Bad Therapy Step Nine: Encourage Young Adults to Break Contact with "Toxic" Family.
Therapists can poison your children. So much so that they can cut off their relationship with you, which is a major sin in Islam:
Clinical psychologist and author Joshua Coleman has devoted his entire practice to a phenomenon known as "family estrangement": adult children cutting off their parents, refusing to speak to them, even barring them from seeing the grandkids. A large-scale national survey confirms a recent increase in this phenomenon: almost 30 percent of Americans eighteen and older had cut off a family member.
Are the ostracized parents typically abusive? No, Coleman said; in general, he doesn't believe they are. From his own practice, Coleman has observed that adults who were abused as children very often blame themselves for the abuse. "Often, they're more interested in salvaging whatever they can of parental love." […]
When parents confront the adult children who've cut them off, Coleman tells me, the most typical explanation they give is: "Well, my therapist said, you emotionally abused me or you're emotionally incestuous. Or you have a narcissistic personality disorder? The parents, of course, respond defensively, and that just feels like proof positive to the adult child!" Coleman added, "I've wanted to write an article for the longest time with a title something like, Your Biggest Threat to Your Relationship with Your Child Isn't Parenting, It's the Therapist They're Going to See at Some Point."
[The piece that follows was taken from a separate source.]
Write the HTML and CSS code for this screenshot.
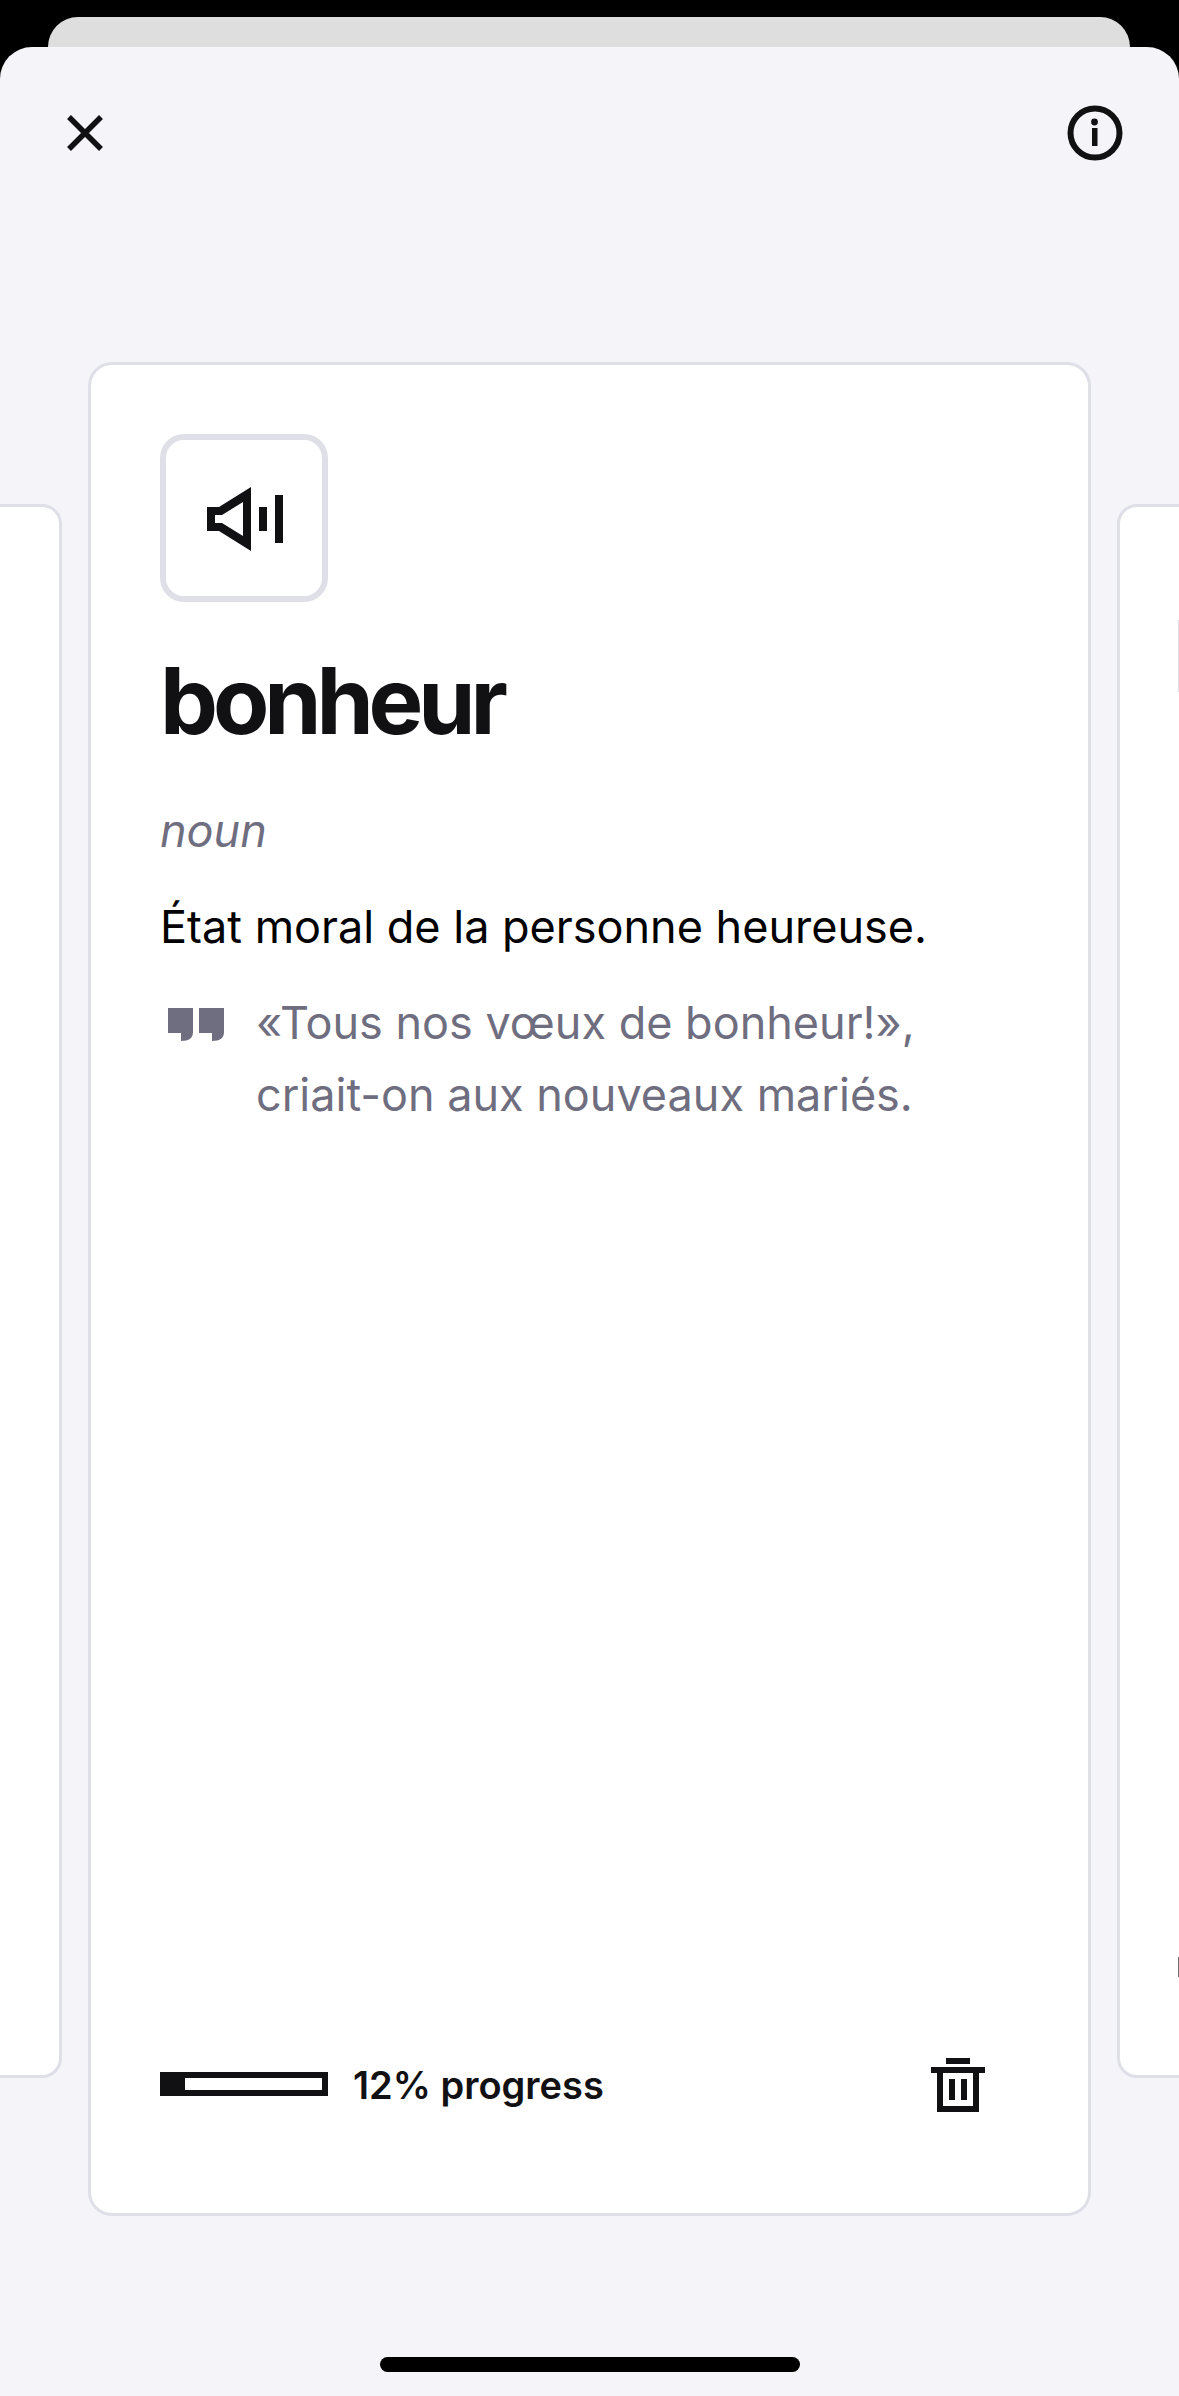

One of the most damaging ideas to leach into the cultural bloodstream, according to Coleman, is that all unhappiness in adults is traceable to childhood trauma. Therapists have made endless mischief from this baseless and unfalsifiable assertion.
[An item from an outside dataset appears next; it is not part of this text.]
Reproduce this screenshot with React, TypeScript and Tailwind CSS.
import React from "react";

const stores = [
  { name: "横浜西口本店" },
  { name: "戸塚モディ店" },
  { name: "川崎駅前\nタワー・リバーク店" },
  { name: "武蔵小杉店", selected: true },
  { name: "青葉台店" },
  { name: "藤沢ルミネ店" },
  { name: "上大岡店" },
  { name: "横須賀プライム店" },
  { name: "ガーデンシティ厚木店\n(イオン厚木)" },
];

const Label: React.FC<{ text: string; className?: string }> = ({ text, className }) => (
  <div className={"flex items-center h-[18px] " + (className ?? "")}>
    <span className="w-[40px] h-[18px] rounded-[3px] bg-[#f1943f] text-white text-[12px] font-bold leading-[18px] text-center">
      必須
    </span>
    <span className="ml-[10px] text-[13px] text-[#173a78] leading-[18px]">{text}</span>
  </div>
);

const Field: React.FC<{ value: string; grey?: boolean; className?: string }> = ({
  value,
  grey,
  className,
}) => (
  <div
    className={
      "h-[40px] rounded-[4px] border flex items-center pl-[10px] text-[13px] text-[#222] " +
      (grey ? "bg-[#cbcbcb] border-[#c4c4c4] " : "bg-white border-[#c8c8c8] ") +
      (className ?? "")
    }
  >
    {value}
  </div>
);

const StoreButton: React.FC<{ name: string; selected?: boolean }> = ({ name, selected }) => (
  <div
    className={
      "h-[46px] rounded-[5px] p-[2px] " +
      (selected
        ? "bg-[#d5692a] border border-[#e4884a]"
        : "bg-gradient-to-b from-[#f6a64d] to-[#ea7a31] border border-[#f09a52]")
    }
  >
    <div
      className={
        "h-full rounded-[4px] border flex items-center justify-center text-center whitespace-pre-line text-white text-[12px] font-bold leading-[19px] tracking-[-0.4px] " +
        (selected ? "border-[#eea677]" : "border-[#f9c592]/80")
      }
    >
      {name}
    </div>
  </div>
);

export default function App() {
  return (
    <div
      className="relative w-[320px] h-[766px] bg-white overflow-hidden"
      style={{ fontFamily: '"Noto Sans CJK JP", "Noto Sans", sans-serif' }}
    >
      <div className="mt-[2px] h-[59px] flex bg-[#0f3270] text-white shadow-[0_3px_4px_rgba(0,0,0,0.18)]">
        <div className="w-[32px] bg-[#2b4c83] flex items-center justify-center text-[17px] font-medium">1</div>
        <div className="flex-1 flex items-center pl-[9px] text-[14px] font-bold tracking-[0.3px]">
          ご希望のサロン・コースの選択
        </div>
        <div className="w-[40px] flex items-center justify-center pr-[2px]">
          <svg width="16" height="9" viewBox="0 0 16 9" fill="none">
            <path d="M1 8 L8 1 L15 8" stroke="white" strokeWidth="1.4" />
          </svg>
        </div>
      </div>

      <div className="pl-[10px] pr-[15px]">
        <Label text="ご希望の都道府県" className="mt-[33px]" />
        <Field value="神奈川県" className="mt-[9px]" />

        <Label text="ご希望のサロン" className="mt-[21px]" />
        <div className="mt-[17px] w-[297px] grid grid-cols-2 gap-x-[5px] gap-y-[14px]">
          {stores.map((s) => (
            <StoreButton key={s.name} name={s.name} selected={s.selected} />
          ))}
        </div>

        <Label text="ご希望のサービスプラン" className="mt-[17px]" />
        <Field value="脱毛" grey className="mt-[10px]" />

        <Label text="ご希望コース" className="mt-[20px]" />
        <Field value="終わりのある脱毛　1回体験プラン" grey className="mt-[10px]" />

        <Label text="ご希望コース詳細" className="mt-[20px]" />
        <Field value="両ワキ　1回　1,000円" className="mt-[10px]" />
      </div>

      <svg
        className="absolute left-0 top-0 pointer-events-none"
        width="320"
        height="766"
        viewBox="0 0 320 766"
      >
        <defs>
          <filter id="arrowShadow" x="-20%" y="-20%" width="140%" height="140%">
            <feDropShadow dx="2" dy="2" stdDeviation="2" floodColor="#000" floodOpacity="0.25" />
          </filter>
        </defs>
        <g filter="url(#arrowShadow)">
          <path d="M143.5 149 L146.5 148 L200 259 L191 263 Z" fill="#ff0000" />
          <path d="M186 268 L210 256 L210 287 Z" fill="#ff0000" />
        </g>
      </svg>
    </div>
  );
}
This is precisely how therapy often encourages young people to look at their lives. If your career isn't going well, if you're having trouble in relationships, if you're dissatisfied with your life, commence the hunt for hidden childhood traumas. And since parents are ultimately responsible for your childhood, any unearthed "childhood trauma" inevitably reads as an indictment of parents.
This might seem impossible, but remember this. Many practicing Muslim parents are already struggling with their children because the children are told not to do certain things in Islam, even though it is the norm for the child 8+ hours each day.
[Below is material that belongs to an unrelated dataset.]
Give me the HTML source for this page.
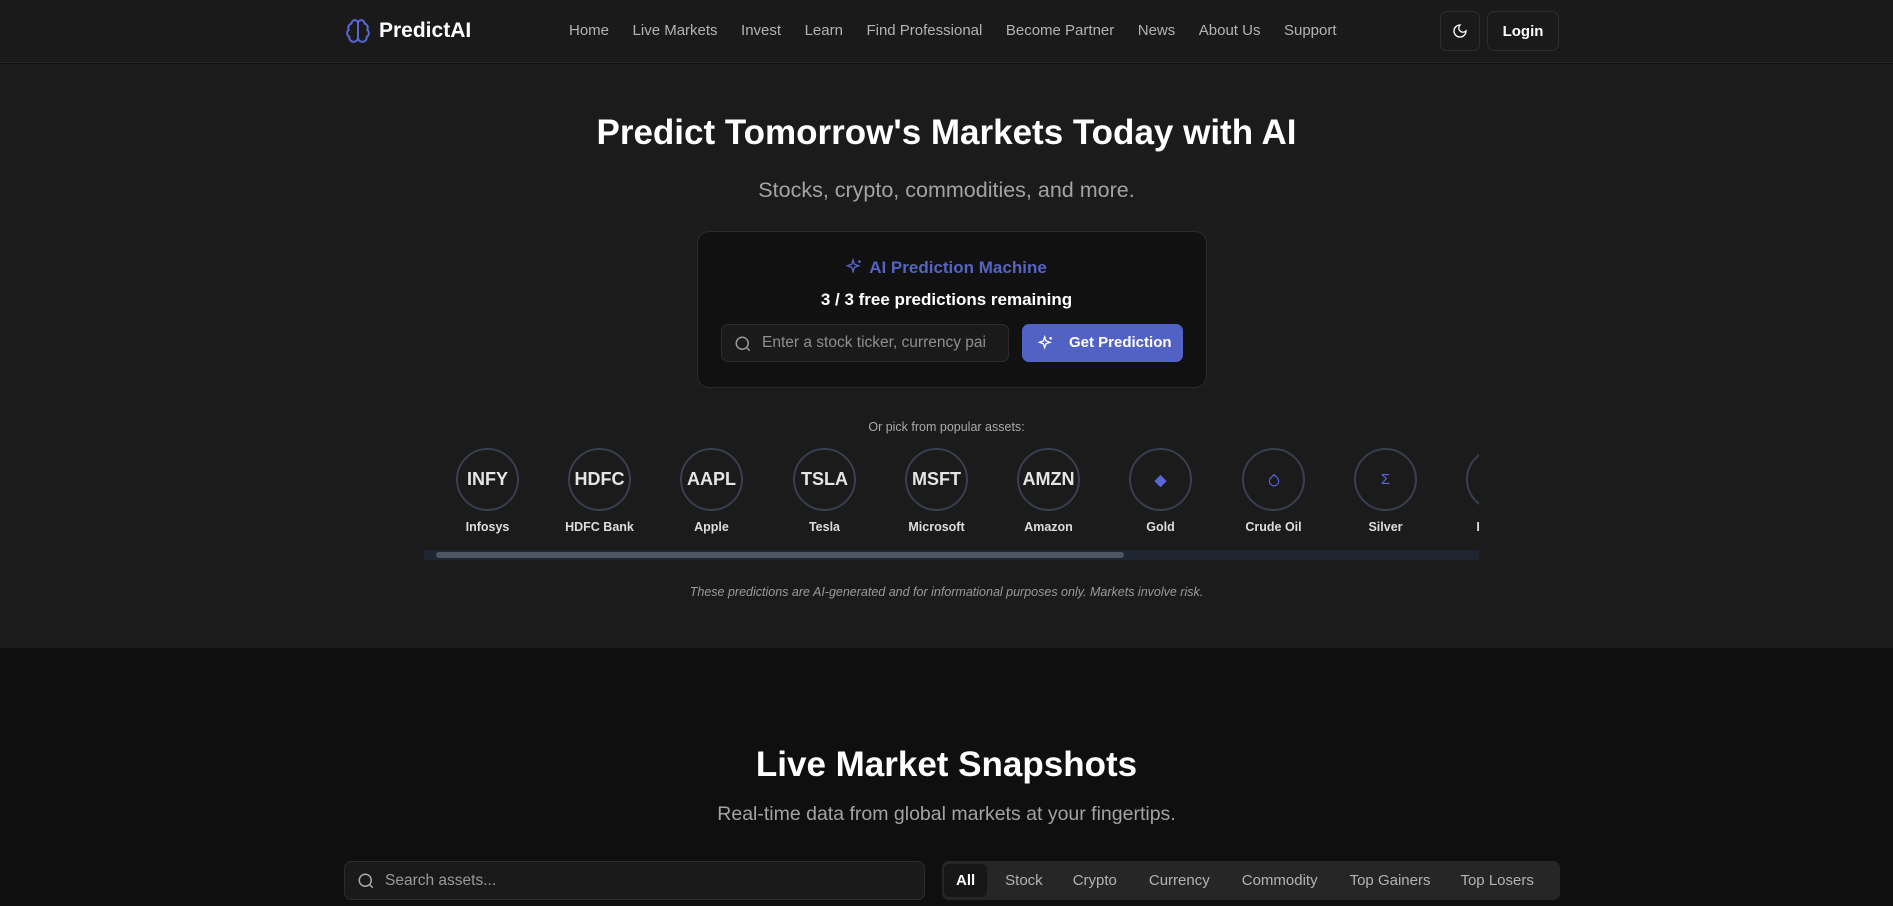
<!DOCTYPE html>
<html><head><meta charset="utf-8"><style>
*{box-sizing:border-box;margin:0;padding:0}
html,body{width:1893px;height:906px;overflow:hidden}
body{background:#0f0f0f;font-family:"Liberation Sans",sans-serif;color:#fff;position:relative}
.nav{position:absolute;left:0;top:0;width:1893px;height:63px;background:#1a1a1a;border-bottom:1px solid #262626}
.logo{position:absolute;left:345px;top:17px;display:flex;align-items:center;gap:8px;font-weight:bold;font-size:21px}
.links{position:absolute;left:569px;top:22px;display:flex;gap:23.5px;font-size:15px;color:#b3b3b3}
.btn{position:absolute;top:11px;height:40px;border:1px solid #2c2c2c;border-radius:7px;background:#1a1a1a;display:flex;align-items:center;justify-content:center;font-size:15px;font-weight:bold}
.hero{position:absolute;left:0;top:64px;width:1893px;height:584px;background:#1b1b1b}
.c{position:absolute;left:0;width:1893px;text-align:center}
.card{position:absolute;left:697px;top:231px;width:510px;height:157px;background:#111;border:1px solid #2a2a2a;border-radius:12px}
.inp{position:absolute;left:721px;top:324px;width:288px;height:38px;border:1px solid #2c2c2c;border-radius:7px;background:#1a1a1a;color:#8f8f8f;font-size:15.5px;padding-left:40px;line-height:36px;white-space:nowrap;overflow:hidden}
.gp{position:absolute;left:1022px;top:324px;width:161px;height:38px;border-radius:7px;background:#5262c4;font-weight:bold;font-size:15px;line-height:38px;padding-left:47px;white-space:nowrap}
.as{position:absolute;top:8px;width:63px;text-align:center}
.ci{width:63px;height:63px;border:2px solid #38404f;border-radius:50%;display:flex;align-items:center;justify-content:center;font-weight:bold;font-size:18px;color:#e5e5e5}
.lb{margin-top:9px;font-size:12.5px;font-weight:bold;color:#ddd;white-space:nowrap;margin-left:-30px;margin-right:-30px}
</style></head><body>
<div class="nav">
<div class="logo"><svg width="26" height="28" viewBox="0 0 24 24" fill="none" stroke="#5a67d8" stroke-width="1.8"><path d="M12 5a3 3 0 1 0-5.997.125 4 4 0 0 0-2.526 5.77 4 4 0 0 0 .556 6.588A4 4 0 1 0 12 18Z"/><path d="M12 5a3 3 0 1 1 5.997.125 4 4 0 0 1 2.526 5.77 4 4 0 0 1-.556 6.588A4 4 0 1 1 12 18Z"/><path d="M12 5v13"/></svg>PredictAI</div>
<div class="links"><span>Home</span><span>Live Markets</span><span>Invest</span><span>Learn</span><span>Find Professional</span><span>Become Partner</span><span>News</span><span>About Us</span><span>Support</span></div>
<div class="btn" style="left:1440px;width:40px"><svg width="16" height="16" viewBox="0 0 24 24" fill="none" stroke="#fff" stroke-width="2"><path d="M12 3a6 6 0 0 0 9 9 9 9 0 1 1-9-9Z"/></svg></div>
<div class="btn" style="left:1487px;width:72px">Login</div>
</div>
<div class="hero"></div>
<div class="c" style="top:113px;font-size:35px;font-weight:bold">Predict Tomorrow's Markets Today with AI</div>
<div class="c" style="top:178px;font-size:21.5px;color:#a3a3a3">Stocks, crypto, commodities, and more.</div>
<div class="card"></div>
<div class="c" style="top:258px;font-size:17px;font-weight:bold;color:#5563c1"><svg width="17" height="17" viewBox="0 0 24 24" fill="none" stroke="#5563c1" stroke-width="2" style="vertical-align:-2px;margin-right:6px"><path d="M10 3l1.9 5.8L18 11l-6.1 2.2L10 19l-1.9-5.8L2 11l6.1-2.2Z"/><path d="M19 3v4M17 5h4"/></svg>AI Prediction Machine</div>
<div class="c" style="top:290px;font-size:17px;font-weight:bold">3 / 3 free predictions remaining</div>
<div class="inp"><svg style="position:absolute;left:12px;top:10px" width="18" height="18" viewBox="0 0 24 24" fill="none" stroke="#999" stroke-width="2"><circle cx="11" cy="11" r="8"/><path d="m21 21-4.3-4.3"/></svg>Enter a stock ticker, currency pai</div>
<div class="gp"><svg style="position:absolute;left:16px;top:11px" width="16" height="16" viewBox="0 0 24 24" fill="none" stroke="#fff" stroke-width="2"><path d="M10 3l1.9 5.8L18 11l-6.1 2.2L10 19l-1.9-5.8L2 11l6.1-2.2Z"/><path d="M19 3v4M17 5h4"/></svg>Get Prediction</div>
<div class="c" style="top:420px;font-size:12.5px;color:#aaa">Or pick from popular assets:</div>
<div style="position:absolute;left:424px;top:440px;width:1055px;height:110px;overflow:hidden">
<div class="as" style="left:32px"><div class="ci">INFY</div><div class="lb">Infosys</div></div>
<div class="as" style="left:144px"><div class="ci">HDFC</div><div class="lb">HDFC Bank</div></div>
<div class="as" style="left:256px"><div class="ci">AAPL</div><div class="lb">Apple</div></div>
<div class="as" style="left:369px"><div class="ci">TSLA</div><div class="lb">Tesla</div></div>
<div class="as" style="left:481px"><div class="ci">MSFT</div><div class="lb">Microsoft</div></div>
<div class="as" style="left:593px"><div class="ci">AMZN</div><div class="lb">Amazon</div></div>
<div class="as" style="left:705px"><div class="ci" style="color:#5a67d8;font-size:15px">◆</div><div class="lb">Gold</div></div>
<div class="as" style="left:818px"><div class="ci"><svg width="14" height="16" viewBox="0 0 24 24" fill="none" stroke="#5a67d8" stroke-width="2"><path d="M12 2.7l5.7 5.7a8 8 0 1 1-11.3 0z"/></svg></div><div class="lb">Crude Oil</div></div>
<div class="as" style="left:930px"><div class="ci" style="color:#5a67d8;font-size:15px;font-weight:normal">Σ</div><div class="lb">Silver</div></div>
<div class="as" style="left:1042px"><div class="ci"></div><div class="lb">Bitcoin</div></div>
</div>
<div style="position:absolute;left:424px;top:550px;width:1055px;height:10px;background:#1e2530"><div style="position:absolute;left:12px;top:2px;width:688px;height:6px;border-radius:3px;background:#4b5563"></div></div>
<div class="c" style="top:585px;font-size:12.5px;font-style:italic;color:#9a9a9a">These predictions are AI-generated and for informational purposes only. Markets involve risk.</div>
<div class="c" style="top:745px;font-size:35px;font-weight:bold">Live Market Snapshots</div>
<div class="c" style="top:803px;font-size:19.5px;color:#a3a3a3">Real-time data from global markets at your fingertips.</div>
<div style="position:absolute;left:344px;top:861px;width:581px;height:39px;border:1px solid #2c2c2c;border-radius:7px;background:#1a1a1a;color:#9a9a9a;font-size:15.5px;line-height:37px;padding-left:40px"><svg style="position:absolute;left:12px;top:10px" width="18" height="18" viewBox="0 0 24 24" fill="none" stroke="#aaa" stroke-width="2"><circle cx="11" cy="11" r="8"/><path d="m21 21-4.3-4.3"/></svg>Search assets...</div>
<div style="position:absolute;left:942px;top:861px;width:618px;height:39px;border-radius:7px;background:#262626;display:flex;align-items:center;font-size:15px;color:#b3b3b3;padding-left:2px;white-space:nowrap;overflow:hidden">
<span style="background:#171717;color:#fff;font-weight:bold;padding:8px 12px;border-radius:5px">All</span>
<span style="margin-left:18px">Stock</span><span style="margin-left:30px">Crypto</span><span style="margin-left:32px">Currency</span><span style="margin-left:32px">Commodity</span><span style="margin-left:32px">Top Gainers</span><span style="margin-left:30px">Top Losers</span></div>
</body></html>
“Why can’t I listen to music?”
“Why can’t I go to the dance?”
“Why do I have to wear a hijab?”
“Why can’t I have a boyfriend?”
“Why can’t I have a girlfriend?”
“Why do I have to pray in school? Can’t I just come home and pray?”
There is already a lot of clash inside your child’s mind because they feel like they have to live two different lives.
Now imagine your children hearing the words that makes it “click” for them. Most of their problems were because of their parents. Your kids might not even go to a therapist, but now the therapist comes to them in the form of viral social media posts by so-called “experts” in the field of therapy.
Your relationship with your child was already on thin ice, and here comes a bad therapist with the ice pick. Let’s not forget your children’s’ non-Muslim friends who are already more likely to think their parents are “toxic” because they try to enforce basic rules.
The threshold for discipline and tolerance keeps dropping, and now a parent’s actions or restrictions are considered abusive over petty things.
We have to remember that cutting off the ties of kinship is a huge sin in Islam, and has severe consequences:
“And those who break the Covenant of Allah, after its ratification, and sever that which Allah has commanded to be joined (i.e., they sever the bond of kinship and are not good to their relatives), and work mischief in the land, on them is the curse (i.e., they will be far away from Allah’s Mercy); And for them is the unhappy (evil) home (i.e., Hell).”
Ar-Ra`d 13:25
Parents will make mistakes and will be hard on children and there will always be a pull and tug, but it’s no reason to literally cut them off for the rest of your life.
Of course none of these scenarios are a guarantee, and the public school child can end up being a righteous Muslim, but you have to be realistic with the statistics. Don’t turn the exception into the rule and think your child or your family are the exception and immune to the problems and desires of society.
Even the Prophet ﷺ was guaranteed Jannah, but he was still told by Allah to praise his Lord and ask for forgiveness in Surah Nasr. He ﷺ took action and kept taking action till his last breath, even though he was promised Jannah. He didn’t want to be complacent and just let things go nilly willy.
Don’t ruin your relationship with your children from the start. Mothers especially need to stay at home and nourish the child and solidify that relationship between mother and child. Research has shown that babies literally mourn when their mothers are not present, and if your child is in a daycare, their relationship with you in the long run will continue to be damaged, requiring more and more effort to repair later on.
Once again, we’re talking about normal parents who make normal parenting mistakes, not parents who are sexual predators or those who abuse their children physically and emotionally.